Muscle Mustangs & Fast Fords
Installing Steeda's Cold-Air Intake - Power By Engineering
We Take A Deep Look At Steeda's Cold-Air Intake And Unlock As Much As 25 Hp.
When Ford Motor Company released the redesigned 2010 Mustang, the aesthetics were not the only thing reengineered. Horsepower numbers were raised to give owners a little extra power and the handling and comfort was also tweaked. Power was increased from 300 hp to 315 hp, thanks to a factory cold-air intake and a recalibrated ECM.
The factory cold-air kit is a great improvement over the intake system from the previous year. So much so that when the aftermarket first got its hands on the 2010, companies had trouble improving on the factory design. But after months of research and development, Steeda has not only designed a kit that makes more power, but it looks great too.
For over 20 years, Steeda Autosports has been one of the top manufacturers of Mustang performance parts. Intense R&D, along with hours of track testing and actual racing in competition, go into every part Steeda manufactures, and its cold-air intake system for the 2010 Mustang GT is no exception. In fact, Steeda works with Ford Motor Company on many parts it manufactures. "Steeda uses Ford-supplied models for much of the design process," explains Aric Pogel, engineer for Steeda Autosports. "We start with Ford's drawings and 3-D models, and make our improvements from there. Once our designs are complete, the 3-D models are loaded into our rapid prototyping machine where the first physical parts are made."
Rapid prototyping is a process that allows Steeda (and many other manufacturers) to quickly produce a part for visual inspection, fitment, and in some cases, testing purposes, prior to building a finished version. The rapid prototype machine builds parts one paper-thin layer at a time in an 8x8x8-inch tank. The tank is filled with a blend of sand and gypsum, and has an elevator-style floor, which lowers as each layer of the part is laid out by the machine. A print head from an ink-jet printer applies a thin layer of glue onto the sand-blend in the shape of the 3-D model. Once a layer of glue is applied, the floor of the tank lowers and an arm spreads a new layer of sand and gypsum over the previous layer. This is repeated at a rate of one inch per hour until the part is complete.
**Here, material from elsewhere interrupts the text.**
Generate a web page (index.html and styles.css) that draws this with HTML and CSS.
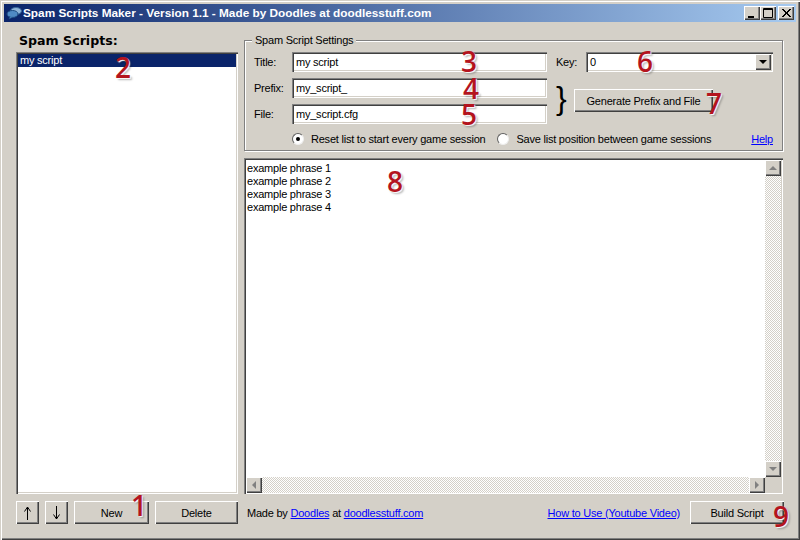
FILE: index.html
```html
<!DOCTYPE html>
<html>
<head>
	<title>Spam Scripts Maker</title>
	<link rel="stylesheet" href="styles.css">
</head>
<body>
	<div class="window">
		<div class="titlebar">
			<svg class="app-icon" width="16" height="14" viewBox="0 0 16 14">
				<ellipse cx="10" cy="5" rx="5.5" ry="3.5" fill="#8fb4d8" stroke="#3c6a9c"/>
				<ellipse cx="6.5" cy="8" rx="5.5" ry="3.5" fill="#4f8ac4" stroke="#1c4a80"/>
				<path d="M4 10.5 L3 13 L7 11" fill="#4f8ac4" stroke="#1c4a80" stroke-width="0.6"/>
			</svg>
			<span class="title-text">Spam Scripts Maker - Version 1.1 - Made by Doodles at doodlesstuff.com</span>
			<div class="title-buttons">
				<div class="cap-btn"><svg width="16" height="14" viewBox="0 0 16 14"><rect x="4" y="10" width="6" height="2" fill="#000"/></svg></div>
				<div class="cap-btn"><svg width="16" height="14" viewBox="0 0 16 14"><path d="M3.5 2.5h9v9h-9z M3 3.5h10" fill="none" stroke="#000"/></svg></div>
				<div class="cap-btn cap-close"><svg width="16" height="14" viewBox="0 0 16 14"><path d="M4 3l8 8M5 3l8 8M12 3l-8 8M13 3l-8 8" stroke="#000" fill="none"/></svg></div>
			</div>
		</div>

		<div class="content">
			<div class="left-col">
				<h1 class="list-title">Spam Scripts:</h1>
				<div class="script-list sunken">
					<div class="script-item">my script</div>
				</div>
				<div class="list-buttons">
					<button class="btn btn-arrow"><svg width="9" height="14" viewBox="0 0 9 14"><path d="M4.5 1v13M4.5 1L1.5 5.5M4.5 1l3 4.5" fill="none" stroke="#000"/></svg></button>
					<button class="btn btn-arrow"><svg width="9" height="14" viewBox="0 0 9 14"><path d="M4.5 0v13M4.5 13L1.5 8.5M4.5 13l3-4.5" fill="none" stroke="#000"/></svg></button>
					<button class="btn btn-new">New</button>
					<button class="btn btn-delete">Delete</button>
				</div>
			</div>

			<div class="right-col">
				<fieldset class="settings">
					<legend>Spam Script Settings</legend>
					<div class="settings-top">
						<div class="fields">
							<div class="field"><label>Title:</label><div class="textbox sunken">my script</div></div>
							<div class="field"><label>Prefix:</label><div class="textbox sunken">my_script_</div></div>
							<div class="field"><label>File:</label><div class="textbox sunken">my_script.cfg</div></div>
						</div>
						<div class="side">
							<div class="key-row">
								<label>Key:</label>
								<div class="combo sunken">
									<span>0</span>
									<div class="scroll-btn combo-btn"><i class="arrow arrow-down arrow-black"></i></div>
								</div>
							</div>
							<div class="generate-row">
								<span class="brace">}</span>
								<button class="btn btn-generate">Generate Prefix and File</button>
							</div>
						</div>
					</div>
					<div class="radio-row">
						<span class="radio radio-on"></span><span class="radio-label">Reset list to start every game session</span>
						<span class="radio radio-second"></span><span class="radio-label">Save list position between game sessions</span>
						<a class="help" href="#">Help</a>
					</div>
				</fieldset>

				<div class="editor sunken">
					<div class="editor-main">
						<div class="editor-text">
							<div>example phrase 1</div>
							<div>example phrase 2</div>
							<div>example phrase 3</div>
							<div>example phrase 4</div>
						</div>
						<div class="vscroll">
							<div class="scroll-btn"><i class="arrow arrow-up"></i></div>
							<div class="track"></div>
							<div class="scroll-btn"><i class="arrow arrow-down"></i></div>
						</div>
					</div>
					<div class="hscroll">
						<div class="scroll-btn"><i class="arrow arrow-left"></i></div>
						<div class="track"></div>
						<div class="scroll-btn"><i class="arrow arrow-right"></i></div>
						<div class="corner"></div>
					</div>
				</div>

				<div class="footer">
					<span>Made by <a href="#">Doodles</a> at <a href="#">doodlesstuff.com</a></span>
					<a class="howto" href="#">How to Use (Youtube Video)</a>
					<button class="btn btn-build">Build Script</button>
				</div>
			</div>
		</div>

		<!-- numbered callouts drawn over the screenshot -->
		<span class="num num-1">1</span>
		<span class="num num-2">2</span>
		<span class="num num-3">3</span>
		<span class="num num-4">4</span>
		<span class="num num-5">5</span>
		<span class="num num-6">6</span>
		<span class="num num-7">7</span>
		<span class="num num-8">8</span>
		<span class="num num-9">9</span>
	</div>
</body>
</html>
```

FILE: styles.css
```css
/* Whole window */
body {
  margin: 0;
  background: #d4d0c8;
  font-family: "Liberation Sans", Arial, sans-serif;
  font-size: 11px;
  letter-spacing: -0.22px;
  color: #000;
}

.window {
  position: relative;
  width: 800px;
  height: 540px;
  box-sizing: border-box;
  padding: 4px;
  overflow: hidden;
  background: #d4d0c8;
  box-shadow: inset 1px 1px #d4d0c8, inset 2px 2px #fff, inset -1px -1px #404040, inset -2px -2px #808080;
}

a {
  color: #0000ff;
}

/* Title bar */
.titlebar {
  display: flex;
  align-items: center;
  height: 18px;
  padding-left: 2px;
  background: linear-gradient(to right, #0a246a, #a6caf0);
}

.app-icon {
  flex: none;
  margin-right: 1px;
}

.title-text {
  flex: 1;
  color: #fff;
  font-weight: bold;
  font-size: 11.8px;
  letter-spacing: 0;
  white-space: nowrap;
}

.title-buttons {
  display: flex;
  padding-right: 2px;
}

.cap-btn {
  width: 16px;
  height: 14px;
  background: #d4d0c8;
  box-shadow: inset 1px 1px #fff, inset -1px -1px #404040, inset -2px -2px #808080;
}

.cap-close {
  margin-left: 2px;
}

/* Bevels */
.sunken {
  background: #fff;
  box-shadow: inset 1px 1px #808080, inset 2px 2px #404040, inset -1px -1px #fff, inset -2px -2px #d4d0c8;
}

.btn {
  display: flex;
  align-items: center;
  justify-content: center;
  height: 23px;
  padding: 0;
  border: none;
  background: #d4d0c8;
  font-family: inherit;
  font-size: 11px;
  letter-spacing: -0.22px;
  color: #000;
  box-shadow: inset 1px 1px #fff, inset -1px -1px #404040, inset -2px -2px #808080;
}

/* Main layout */
.content {
  display: flex;
  gap: 6px;
  padding: 0 12px;
  height: 502px;
}

.left-col {
  display: flex;
  flex-direction: column;
  width: 222px;
}

.list-title {
  height: 30px;
  margin: 0;
  padding: 11px 0 0 3px;
  box-sizing: border-box;
  font-family: "DejaVu Sans", sans-serif;
  font-size: 12.6px;
  font-weight: bold;
  letter-spacing: 0;
  line-height: 16px;
}

.script-list {
  flex: 1;
  padding: 2px;
}

.script-item {
  height: 13px;
  padding-left: 2px;
  line-height: 13px;
  background: #0a246a;
  color: #fff;
}

.list-buttons {
  display: flex;
  gap: 6px;
  margin-top: 7px;
}

.btn-arrow {
  width: 23px;
}

.btn-new {
  width: 75px;
}

.btn-delete {
  width: 83px;
}

.right-col {
  display: flex;
  flex-direction: column;
  width: 540px;
  padding-top: 12px;
}

/* Settings group */
.settings {
  width: 539px;
  height: 117px;
  box-sizing: border-box;
  margin: 0;
  padding: 6px 9px 0;
  border: 1px solid #808080;
  min-width: 0;
  box-shadow: 1px 1px #fff, inset 1px 1px #fff;
}

.settings legend {
  margin-left: -2px;
  padding: 0 3px;
  line-height: 12px;
  background: #d4d0c8;
}

.settings-top {
  display: flex;
}

.fields {
  display: flex;
  flex-direction: column;
  gap: 6px;
  width: 293px;
}

.field {
  display: flex;
  align-items: center;
}

.field label {
  width: 38px;
}

.textbox {
  width: 255px;
  height: 20px;
  box-sizing: border-box;
  padding-left: 4px;
  line-height: 20px;
}

.side {
  margin-left: 9px;
}

.key-row {
  display: flex;
  align-items: center;
}

.key-row label {
  width: 30px;
}

.combo {
  display: flex;
  align-items: center;
  justify-content: space-between;
  width: 187px;
  height: 20px;
  box-sizing: border-box;
  padding: 2px 2px 2px 4px;
}

.generate-row {
  display: flex;
  margin-top: 12px;
}

.brace {
  width: 18px;
  font-size: 32px;
  line-height: 28px;
}

.btn-generate {
  width: 139px;
  margin-top: 5px;
}

/* Radios */
.radio-row {
  display: flex;
  align-items: center;
  height: 14px;
  margin-top: 8px;
  padding-left: 38px;
  white-space: nowrap;
}

.radio {
  position: relative;
  flex: none;
  width: 12px;
  height: 12px;
  box-sizing: border-box;
  border: 1px solid;
  border-color: #606060 #eee #eee #606060;
  border-radius: 50%;
  background: #fff;
  margin-right: 7px;
}

.radio-on::after {
  content: "";
  position: absolute;
  top: 3px;
  left: 3px;
  width: 4px;
  height: 4px;
  border-radius: 50%;
  background: #000;
}

.radio-second {
  margin-left: 12px;
}

.help {
  margin-left: auto;
}

/* Editor */
.editor {
  display: flex;
  flex-direction: column;
  width: 539px;
  height: 336px;
  box-sizing: border-box;
  margin-top: 7px;
  padding: 2px 2px 1px;
}

.editor-main {
  flex: 1;
  display: flex;
  min-height: 0;
}

.editor-text {
  flex: 1;
  padding: 2px 1px;
  line-height: 13px;
}

.vscroll {
  display: flex;
  flex-direction: column;
  width: 16px;
}

.hscroll {
  display: flex;
  height: 16px;
}

.track {
  flex: 1;
  background: conic-gradient(#d4d0c8 25%, #fff 0 50%, #d4d0c8 0 75%, #fff 0) 0 0 / 2px 2px;
}

.corner {
  width: 16px;
  background: #d4d0c8;
}

.scroll-btn {
  position: relative;
  flex: none;
  width: 16px;
  height: 16px;
  background: #d4d0c8;
  box-shadow: inset 1px 1px #fff, inset -1px -1px #404040, inset -2px -2px #808080;
}

.arrow {
  position: absolute;
  width: 0;
  height: 0;
  border: 4px solid transparent;
}

.arrow-up {
  top: 2px;
  left: 4px;
  border-bottom-color: #808080;
}

.arrow-down {
  top: 6px;
  left: 4px;
  border-top-color: #808080;
}

.arrow-left {
  top: 4px;
  left: 2px;
  border-right-color: #808080;
}

.arrow-right {
  top: 4px;
  left: 6px;
  border-left-color: #808080;
}

.arrow-black {
  border-top-color: #000;
}

/* Footer */
.footer {
  display: flex;
  align-items: center;
  margin-top: 7px;
  padding-left: 3px;
}

.howto {
  margin-left: auto;
}

.btn-build {
  width: 94px;
  margin-left: 10px;
}

/* Red numbers over the picture */
.num {
  position: absolute;
  font-family: "Open Sans", sans-serif;
  font-size: 28px;
  font-weight: 600;
  letter-spacing: 0;
  line-height: 22px;
  color: #b4141e;
  text-shadow: 1px 1px 1px #fff, 2px 2px 2px rgba(0, 0, 0, 0.3);
}

.num-1 { left: 131px; top: 494px; }
.num-2 { left: 115px; top: 56px; }
.num-3 { left: 461px; top: 50px; }
.num-4 { left: 463px; top: 77px; }
.num-5 { left: 461px; top: 103px; }
.num-6 { left: 637px; top: 50px; }
.num-7 { left: 706px; top: 92px; }
.num-8 { left: 387px; top: 170px; }
.num-9 { left: 773px; top: 505px; }
```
Fresh out of the rapid prototype machine, the new part is very fragile. A layer of epoxy is sprayed on to give it strength so the engineers can test it. Larger parts, like the intake elbow on the 2010 cold-air kit, are made in two sections due to size restraints. Once both pieces are fabricated, fiberglass is used to join the sections, making one complete part.
From here, the Steeda engineers can test for fit, flow, clearances, and even dyno tests are done with some parts made this way. "Due to the fact that rapid prototype parts are primarily made of sand, road testing is too risky," Pogel adds. "If you hit a large bump on the road, a part like a prototype cold-air intake could break apart and damage the engine."
Rapid prototyping also affords the ability to alter the design, and to make minute changes quickly and efficiently, during the testing or developmental stages. Parts can be manufactured and ready for action in a few hours as opposed to a few weeks.
Installation Prior to installing Steeda's 2010 cold-air system, we strapped its 2010 Mustang GT to the in-house Dynojet. With the engine temperature up, and the hood closed to simulate normal driving conditions, we let the Pony gallop. In stock trim, the 2010 laid down a respectable 274 rwhp with 299 lb-ft of torque.
After a few minutes of cool-down time, it was time to swap cold-air systems. Matt Bouyea made quick work of the factory cold-air kit. Steeda's cold-air kit was then installed quickly and easily.
The 85mm factory MAF sensor was replaced with a 94mm unit, which allows more airflow into the engine. The stock airbox was replaced with an open-element filter in a sheet metal enclosure to keep engine heat away from the intake stream.
With the new cold-air system in place, Bouyea loaded the ECM calibration with an SCT handheld tuner and brought the 2010 GT back up to operating temperature for our after test. Not using a tune with a cold-air kit is said to cause a lean condition, but we didn't test this theory. After a few pulls, the 2010 spun the rollers to 287 rwhp and 304 lb-ft of torque, for a gain of 13 rwhp and 5 lb-ft of torque. Although these are good peak gains for a cold-air system, the gains are biggest (about 25 rwhp) between 4,500 rpm and redline. All too often we just look at peak numbers when assessing how well a part does, but since you don't drive constantly at the peak rpm, it's important to look at the overall or average gains (or losses), before deciding whether a part tests out to be a winner.
Steeda has not only designed a kit that makes more power, but it looks great too.